2024년 8월 22일
LLM Pruning and Distillation in Practice: The Minitron Approach
(Sharath Turuvekere Sreenivas, Saurav Muralidharan, Raviraj Joshi, Marcin Chochowski, Mostofa Patwary, Mohammad Shoeybi, Bryan Catanzaro, Jan Kautz, Pavlo Molchanov)
We present a comprehensive report on compressing the Llama 3.1 8B and Mistral NeMo 12B models to 4B and 8B parameters, respectively, using pruning and distillation. We explore two distinct pruning strategies: (1) depth pruning and (2) joint hidden/attention/MLP (width) pruning, and evaluate the results on common benchmarks from the LM Evaluation Harness. The models are then aligned with NeMo Aligner and tested in instruct-tuned versions. This approach produces a compelling 4B model from Llama 3.1 8B and a state-of-the-art Mistral-NeMo-Minitron-8B (MN-Minitron-8B for brevity) model from Mistral NeMo 12B. We found that with no access to the original data, it is beneficial to slightly fine-tune teacher models on the distillation dataset. We open-source our base model weights on Hugging Face with a permissive license.
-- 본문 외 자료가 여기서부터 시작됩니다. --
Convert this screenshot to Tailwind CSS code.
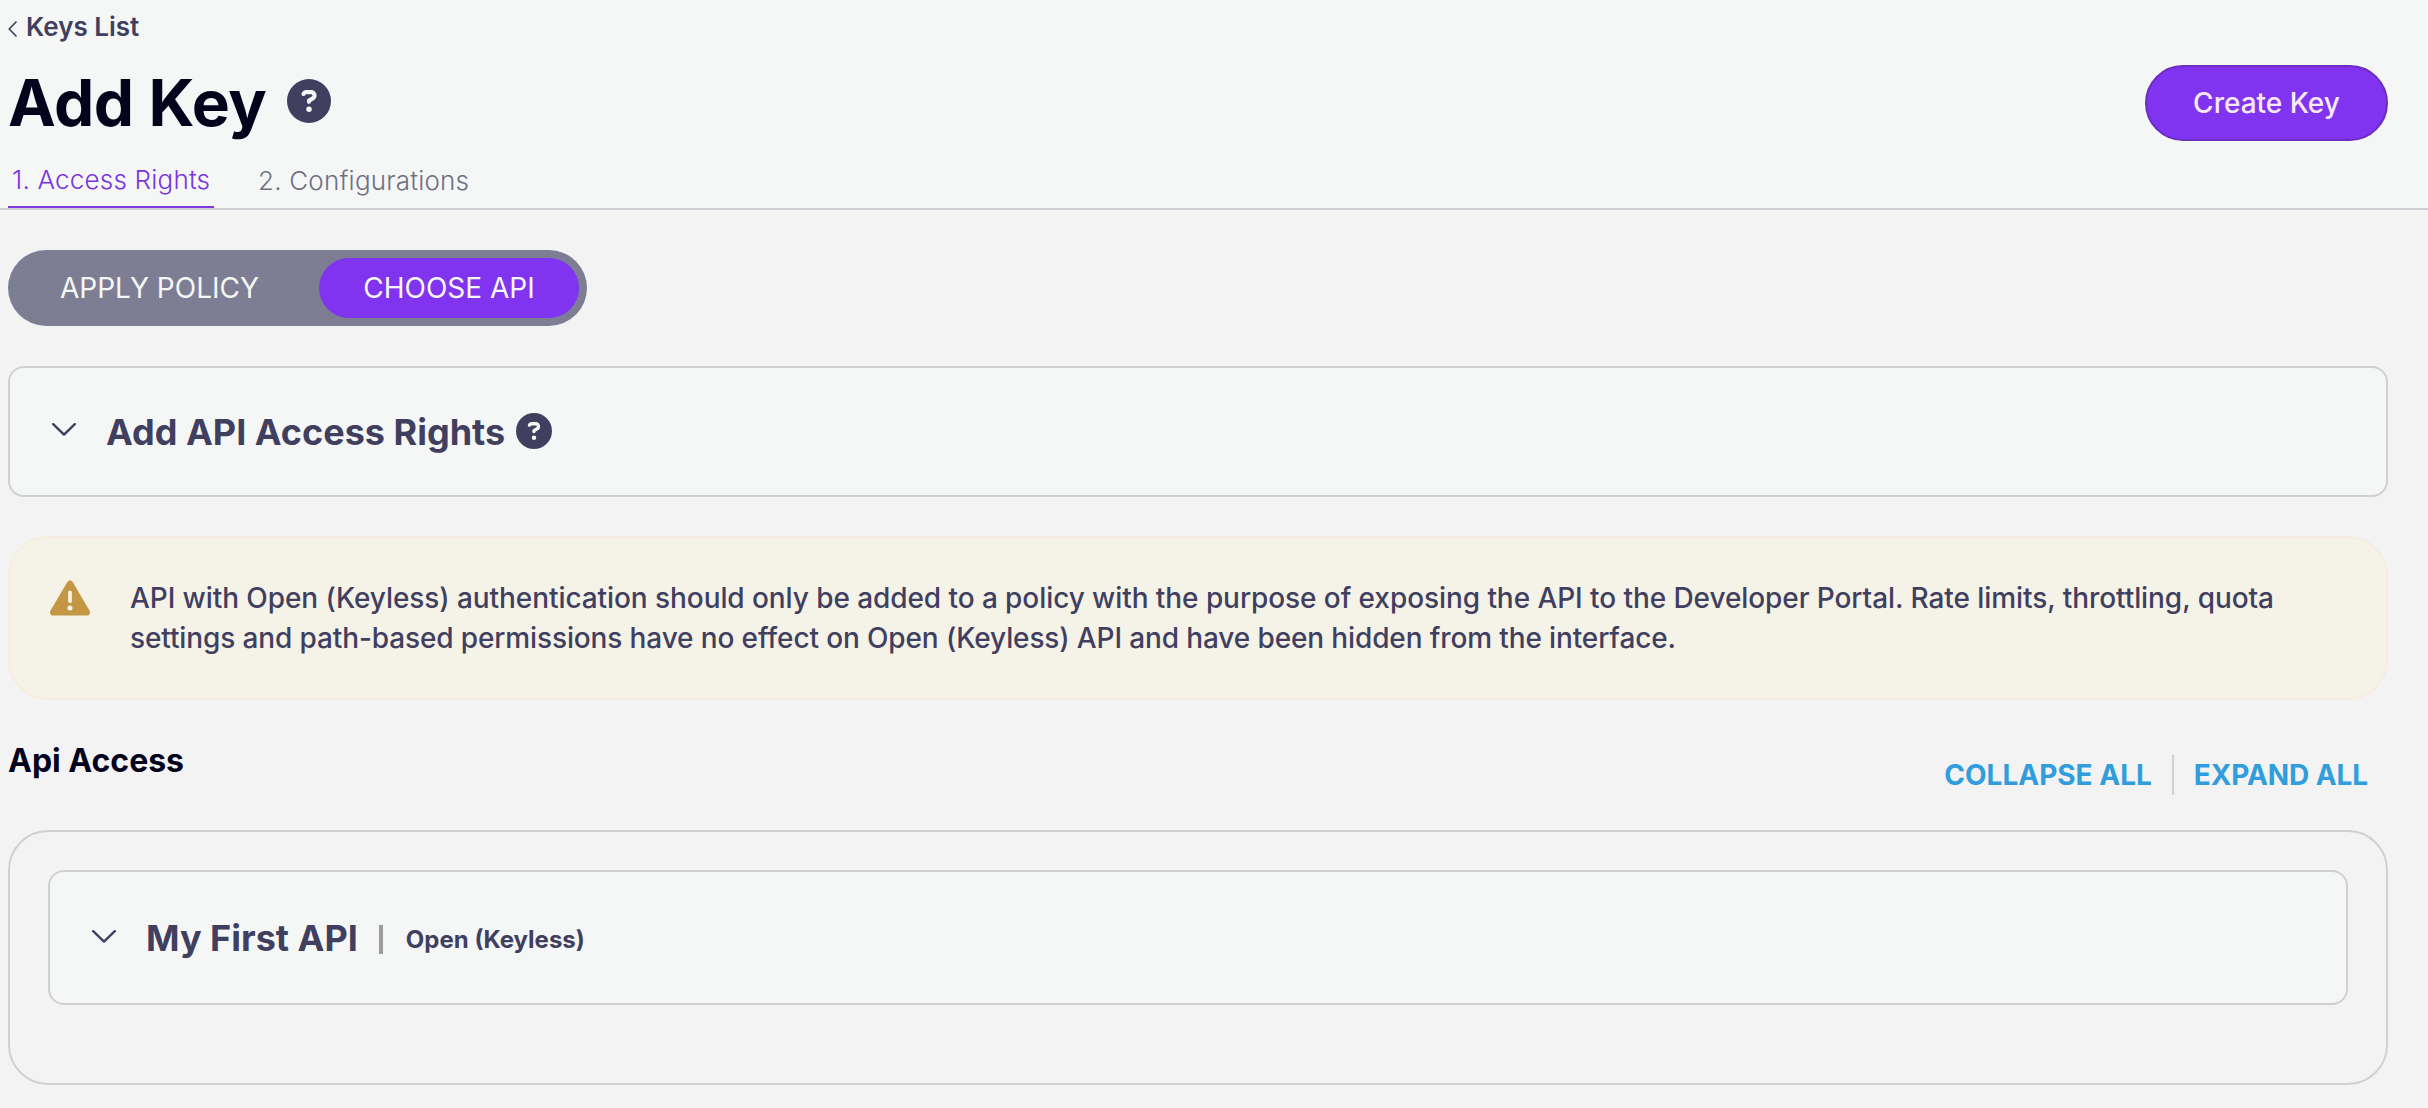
<!DOCTYPE html>
<html lang="en">
<head>
<meta charset="utf-8">
<title>Add Key</title>
<script src="https://cdn.jsdelivr.net/npm/@tailwindcss/browser@4"></script>
</head>
<body class="min-h-screen overflow-hidden bg-[#f3f3f3] font-['Inter',sans-serif] text-[#413f60] antialiased">
  <header class="h-[210px] border-b-2 border-[#d0d0d7] bg-[#f5f7f6] pl-2 pr-10">
    <a class="flex h-[54px] items-center text-[26px] font-semibold leading-8">
      <svg class="mr-[9px] mt-1 h-4 w-[9px]" viewBox="0 0 9 16" fill="none" stroke="currentColor" stroke-width="1.7" stroke-linecap="round" stroke-linejoin="round"><path d="M8 1 1.2 8 8 15"/></svg>
      <span>Keys List</span>
    </a>
    <div class="flex h-[98px] items-center">
      <h1 class="w-[257px] whitespace-nowrap text-[64px] font-bold leading-[78px] tracking-[-0.4px] text-[#03031c]">Add Key</h1>
      <svg class="-mt-[5px] ml-[22px] size-11" viewBox="0 0 512 512" fill="currentColor"><path fill-rule="evenodd" d="M256 512A256 256 0 1 0 256 0a256 256 0 1 0 0 512zM169.8 165.3c7.9-22.3 29.1-37.3 52.8-37.3h58.300c34.900 0 63.100 28.300 63.100 63.100c0 22.600-12.100 43.500-31.700 54.800L280 264.400c-.2 13-10.900 23.600-24 23.600c-13.300 0-24-10.700-24-24v-13.500c0-8.600 4.600-16.500 12.100-20.800l44.300-25.400c4.700-2.700 7.600-7.700 7.600-13.100c0-8.400-6.800-15.100-15.100-15.100h-58.300c-3.400 0-6.400 2.100-7.500 5.300l-.4 1.200c-4.400 12.500-18.200 19-30.600 14.600s-19-18.200-14.600-30.600l.4-1.200zM224 352a32 32 0 1 1 64 0 32 32 0 1 1-64 0z"/></svg>
      <button class="ml-auto h-[76px] w-[243px] rounded-full border-2 border-[#6a2fbe] bg-[#8034f0] text-[28px] font-[450] text-[#f8e9fa]">Create Key</button>
    </div>
    <nav class="flex h-14 gap-11 text-[26px] font-[350] tracking-[0.2px]">
      <a class="flex h-14 w-[206px] items-center border-b-2 border-[#7f3add] pl-1 text-[#7a33e0]">1. Access Rights</a>
      <a class="flex items-center text-[#6f6f82]">2. Configurations</a>
    </nav>
  </header>

  <main class="pl-2 pr-10 pt-10">
    <div class="flex h-[76px] w-[579px] items-center rounded-full bg-[#7d7d93] p-2 text-[28px] text-[#f5f7f6]">
      <span class="w-[303px] pl-11">APPLY POLICY</span>
      <span class="flex h-[60px] w-[260px] items-center justify-center rounded-full bg-[#8034f0]">CHOOSE API</span>
    </div>

    <section class="mt-10 flex h-[131px] items-center rounded-2xl border-2 border-[#d0d0d4] bg-[#f5f7f6] px-[42px]">
      <svg class="-mt-1 h-[13px] w-6" viewBox="0 0 24 13" fill="none" stroke="currentColor" stroke-width="2.4" stroke-linecap="round" stroke-linejoin="round"><path d="M1.200 1.200 12 11.600 22.800 1.200"/></svg>
      <h2 class="ml-[30px] text-[36px] font-bold">Add API Access Rights</h2>
      <svg class="-mt-px ml-[11px] size-9" viewBox="0 0 512 512" fill="currentColor"><path fill-rule="evenodd" d="M256 512A256 256 0 1 0 256 0a256 256 0 1 0 0 512zM169.8 165.3c7.9-22.3 29.1-37.3 52.8-37.3h58.300c34.900 0 63.100 28.300 63.100 63.100c0 22.600-12.100 43.500-31.700 54.800L280 264.400c-.2 13-10.900 23.600-24 23.600c-13.300 0-24-10.700-24-24v-13.500c0-8.600 4.600-16.500 12.100-20.800l44.300-25.400c4.700-2.700 7.600-7.700 7.600-13.100c0-8.400-6.800-15.100-15.100-15.100h-58.300c-3.400 0-6.400 2.100-7.500 5.300l-.4 1.200c-4.400 12.500-18.200 19-30.600 14.600s-19-18.200-14.600-30.600l.4-1.200zM224 352a32 32 0 1 1 64 0 32 32 0 1 1-64 0z"/></svg>
    </section>

    <section class="mt-[39px] flex h-[164px] rounded-[40px] border-2 border-[#f5eddf] bg-[#f5f3e7] pl-10 pt-10">
      <svg class="mt-0.5 h-9 w-10 shrink-0 text-[#c49745]" viewBox="0 32 512 448" fill="currentColor"><path fill-rule="evenodd" d="M256 32c14.200 0 27.300 7.500 34.500 19.800l216 368c7.300 12.400 7.300 27.700 .2 40.100S486.300 480 472 480H40c-14.300 0-27.600-7.700-34.700-20.100s-7-27.800 .2-40.100l216-368C228.700 39.500 241.800 32 256 32zm0 128c-13.300 0-24 10.700-24 24V296c0 13.300 10.700 24 24 24s24-10.700 24-24V184c0-13.300-10.700-24-24-24zm32 224a32 32 0 1 0-64 0 32 32 0 1 0 64 0z"/></svg>
      <p class="ml-10 text-[28px] font-medium leading-10 tracking-[-0.075px]">API with Open (Keyless) authentication should only be added to a policy with the purpose of exposing the API to the Developer Portal. Rate limits, throttling, quota<br><span class="tracking-[-0.125px]">settings and path-based permissions have no effect on Open (Keyless) API and have been hidden from the interface.</span></p>
    </section>

    <div class="flex h-[130px] items-center justify-between">
      <h3 class="-mt-[9px] text-[32px] font-bold text-[#03031c]">Api Access</h3>
      <div class="mr-5 mt-5 flex h-10 items-center text-[28px] font-bold text-[#319ddd]">
        <span>COLLAPSE ALL</span>
        <span class="ml-5 mr-5 h-10 w-0.5 bg-[#d0d0d4]"></span>
        <span class="tracking-[-0.1px]">EXPAND ALL</span>
      </div>
    </div>

    <section class="h-[255px] rounded-[40px] border-2 border-[#d0d0d4] p-[38px]">
      <div class="flex h-[135px] items-center rounded-2xl border-2 border-[#d0d0d4] bg-[#f5f7f6] px-[42px]">
        <svg class="-mt-[3px] h-[13px] w-6" viewBox="0 0 24 13" fill="none" stroke="currentColor" stroke-width="2.4" stroke-linecap="round" stroke-linejoin="round"><path d="M1.200 1.200 12 11.600 22.800 1.200"/></svg>
        <h2 class="ml-[30px] text-[36px] font-bold">My First API</h2>
        <span class="ml-[21px] mt-[3px] h-[29px] w-1 bg-[#9c9c9e]"></span>
        <span class="ml-[23px] mt-[4px] text-[24px] font-bold">Open (Keyless)</span>
      </div>
    </section>
  </main>
</body>
</html>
NVIDIA가 Distillation을 사용한 모델 압축을 요즘 열심히 하는군요. 이전에도 논문을 하나 냈었는데 (https://arxiv.org/abs/2407.14679) 이쪽의 중요한 차이는 학습 데이터를 모르는 외부 모델을 사용해 Distill을 하기 위해 Teacher 모델을 가지고 있는 데이터에 튜닝하는 단계를 거친다는 것이네요.
#distillation #pruning
Critique-out-Loud Reward Models
(Zachary Ankner, Mansheej Paul, Brandon Cui, Jonathan D. Chang, Prithviraj Ammanabrolu)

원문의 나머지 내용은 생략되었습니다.